Best results in major championships
- Masters Tournament: DNP
- PGA Championship: DNP
- U.S. Open: DNP
- The Open Championship: T8: 1867

= Tom Hunter (golfer) =

Scottish golfer

Tom Hunter (born c. 1843) was a Scottish professional golfer. Hunter tied for eighth place in the 1867 Open Championship.

==Early life==
Hunter was born in Scotland circa 1843.

==Golf career==

===1867 Open Championship===
The 1867 Open Championship was held on 26 September at Prestwick Golf Club. Tom Morris, Sr. won the championship for the fourth time, by two shots from Willie Park, Sr. Tom Morris, Sr. was 46 years old and remains the oldest Open Championship winner.

====Details of play====
For the first time an amateur, William Doleman, led after a first round of 55, a stroke ahead of Robert Andrew.
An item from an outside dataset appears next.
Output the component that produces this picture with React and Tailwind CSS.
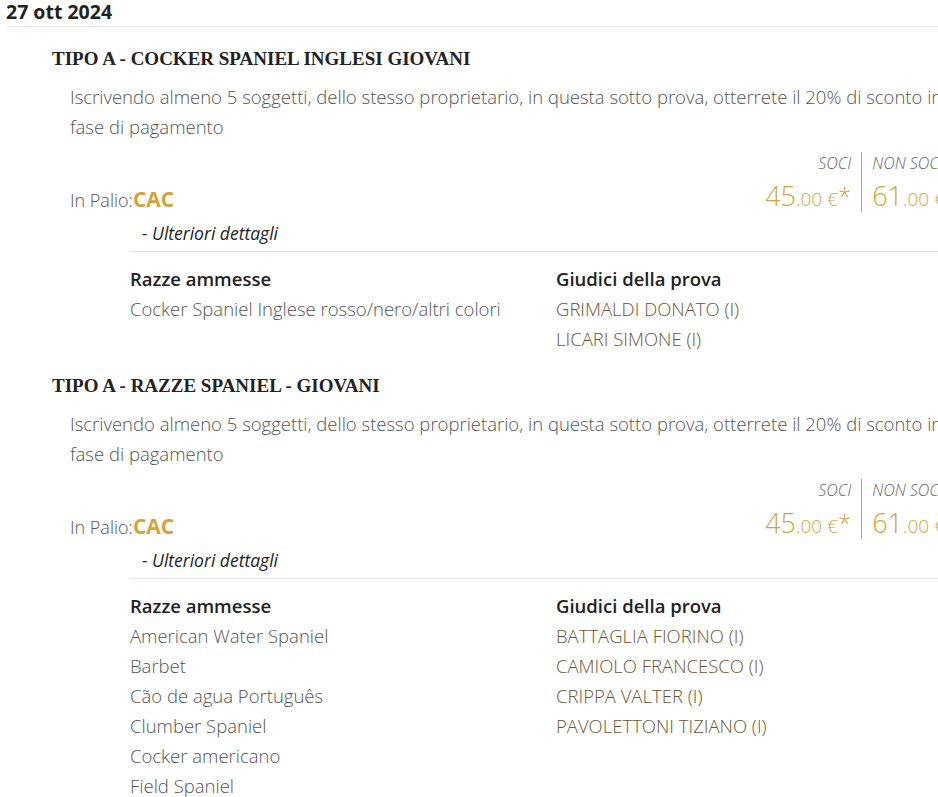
import React from 'react'

const sections = [
  {
    title: 'TIPO A - COCKER SPANIEL INGLESI GIOVANI',
    prize: 'CAC',
    soci: '45',
    nonSoci: '61',
    breeds: ['Cocker Spaniel Inglese rosso/nero/altri colori'],
    judges: ['GRIMALDI DONATO (I)', 'LICARI SIMONE (I)'],
  },
  {
    title: 'TIPO A - RAZZE SPANIEL - GIOVANI',
    prize: 'CAC',
    soci: '45',
    nonSoci: '61',
    breeds: [
      'American Water Spaniel',
      'Barbet',
      'Cão de agua Português',
      'Clumber Spaniel',
      'Cocker americano',
      'Field Spaniel',
    ],
    judges: [
      'BATTAGLIA FIORINO (I)',
      'CAMIOLO FRANCESCO (I)',
      'CRIPPA VALTER (I)',
      'PAVOLETTONI TIZIANO (I)',
    ],
  },
]

const Section = ({ data }) => (
  <section className="pl-[52px] pt-[19px]">
    <h3 className="text-[19px] leading-[26px] font-bold text-[#222] whitespace-nowrap" style={{ fontFamily: '"Liberation Serif", "DejaVu Serif", serif' }}>
      {data.title}
    </h3>
    <div className="pl-[18px] pt-[10px] text-[18.5px] leading-[30px] font-light text-[#555]">
      <p className="whitespace-nowrap">
        Iscrivendo almeno 5 soggetti, dello stesso proprietario, in questa sotto prova, otterrete il 20% di sconto in
        <br />
        fase di pagamento
      </p>
    </div>

    {/* In palio + prezzi */}
    <div className="flex items-end justify-between pl-[18px] pt-[10px]">
      <div className="flex items-baseline leading-[24px]">
        <span className="text-[18px] font-light text-[#555]">In Palio:</span>
        <span className="text-[21px] font-bold text-[#d4a43a]">{data.prize}</span>
      </div>
      <div className="flex h-[60px]">
        <div className="pr-[10px] flex flex-col items-end">
          <span className="pt-[1px] text-[16px] leading-[20px] italic font-light text-[#666] whitespace-nowrap">SOCI</span>
          <div className="mt-[7px] h-[32px] text-[#d4a43a] font-light leading-[32px] whitespace-nowrap">
            <span className="text-[27px]">{data.soci}</span>
            <span className="text-[19px]">.00 €</span>
            <span className="text-[24px] align-top leading-none relative top-[4px]">*</span>
          </div>
        </div>
        <div className="border-l border-[#d4a43a] pl-[10px] flex flex-col items-start">
          <span className="pt-[1px] text-[16px] leading-[20px] italic font-light text-[#666] whitespace-nowrap">NON SOCI</span>
          <div className="mt-[7px] h-[32px] text-[#d4a43a] font-light leading-[32px] whitespace-nowrap">
            <span className="text-[27px]">{data.nonSoci}</span>
            <span className="text-[19px]">.00 €</span>
          </div>
        </div>
      </div>
    </div>

    <div className="ml-[78px]">
      <div className="pl-[12px] pt-[9px] pb-[6px] text-[17.5px] leading-[24px] italic text-[#222]">
        - Ulteriori dettagli
      </div>
      <div className="border-t border-[#e4e4e4] pt-[12px] grid grid-cols-[426px_1fr]">
        <div>
          <h4 className="text-[18.5px] leading-[30px] font-semibold text-[#222]">Razze ammesse</h4>
          {data.breeds.map((b) => (
            <div key={b} className="text-[18.5px] leading-[30px] font-light text-[#555]">{b}</div>
          ))}
        </div>
        <div>
          <h4 className="text-[18.5px] leading-[30px] font-semibold text-[#222]">Giudici della prova</h4>
          {data.judges.map((j) => (
            <div key={j} className="text-[18.5px] leading-[30px] font-light text-[#6b5634]">{j}</div>
          ))}
        </div>
      </div>
    </div>
  </section>
)

export default function App() {
  return (
    <div className="w-[938px] h-[797px] overflow-hidden bg-white" style={{ fontFamily: '"Open Sans", "Noto Sans", sans-serif' }}>
      <div className="w-[945px]">
        <div className="ml-[6px] border-b border-[#e6e6e6] pb-[2px]">
          <h2 className="text-[19.5px] leading-[24px] font-bold text-[#222]">27 ott 2024</h2>
        </div>
        {sections.map((s) => (
          <Section key={s.title} data={s} />
        ))}
      </div>
    </div>
  )
}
Doleman had a second round 66 and dropped out of contention. Tom Morris, after a round of 54, went into the lead with Willie Park and Robert Andrew two shots behind. Andrew had a final round of 65 to drop him out of the prize money. Andrew Strath had the best final round of 56 to finish third, while young Tom Morris, son of Tom Morris, Sr., finished with prize money for the first time. Hunter posted rounds of 62-60-62=184 and tied for eighth place with Willie Dow.

==Death==
Hunter's date of death is unknown.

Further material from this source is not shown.